Published 1:43 pm Monday, March 24, 2008

By Staff
Slave-dug kilns were used to extract tar from pines
By DAN PARSONS
Staff Writer
Tar, that sticky substance used in everything from shoe polish to roofing, holds a unique place in North Carolina history. Thirteen mounds at Goose Creek State Park represent the origins of the ships’ stores industry in North Carolina — the source for names of rivers, university mascots and even towns.
The 1.4-mile trail was named after six tar kilns found during a surveying process while designing the trail. In the 18th and 19th centuries, producers of ships’ stores would pile pine stumps and burn them to extract the tar, pitch and turpentine used to seal wooden ships’ hulls. The mounds of pine stumps and roots were lit and recovered with dirt to smolder the wood, which releases the tree sap in the form of pine tar.
The process took about 10 days to produce between 50 and 60 gallons of tar, according to Cabral.
Six large mounds left over from the process were found while mapping out the route the trail would take through the northern section of the park, east of the park’s visitors center.

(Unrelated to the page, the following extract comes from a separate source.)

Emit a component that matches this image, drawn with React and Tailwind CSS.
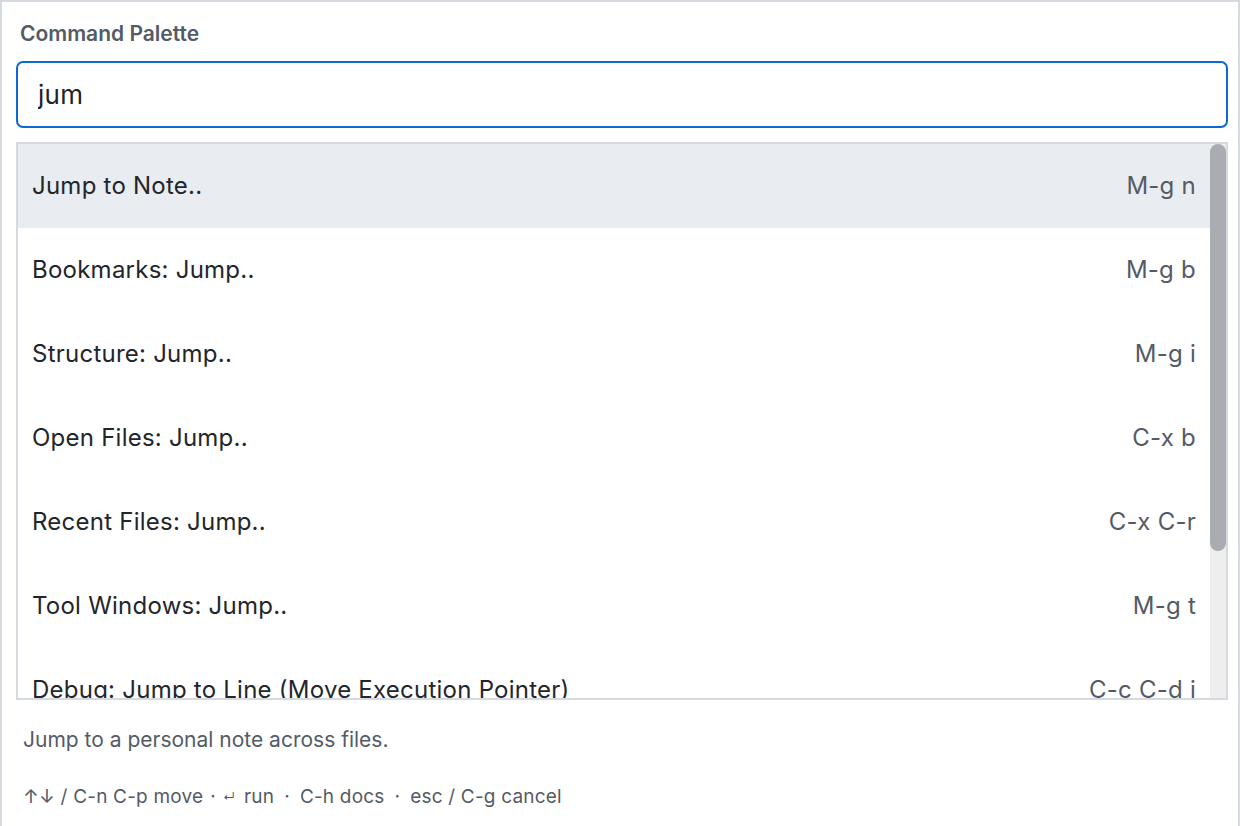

The kilns, now little more than overgrown circular depressions, are difficult to see and only three are currently marked along the trail.
The mounds are surrounded by circular ditches — about 30-feet in diameter — into which the tar would flow from the smoldering pine stumps on the mound. From there it was channeled into barrels for shipping. At the time, the labor of digging the trenches would have been performed by slaves, according to Cabral.
Tar has been used to seal the hulls of ships since the Vikings took to the sea about 600 years ago, Cabral said. Prior to the Revolutionary War, North Carolina’s tar production was important for the British Empire to sustain its vast navy — made up primarily of large wooden ships.
During and after the Revolution, the tar produced in North Carolina was put to use on ships fighting for the United States. And the state’s association with tar continued to play a role in its history and at some time rendered the nickname Tarheel State. Cabral said the name probably was first used around the time of the Revolution, but at that time may have been a derogatory term referring to a native of the Carolinas.
The influence of the ship’s stores industry in the state can also be seen in the names of Tarboro and the Tar River. Today, tar is still used to make shoe polish, soap, varnish and roofing, but is made in factories rather than in earthen kilns.
The park is awaiting official signage from the state to mark and describe the kilns on the trail, which stretches between the parks third parking lot and the visitors center. Park staff is also in the process of getting the kilns established as historic sites.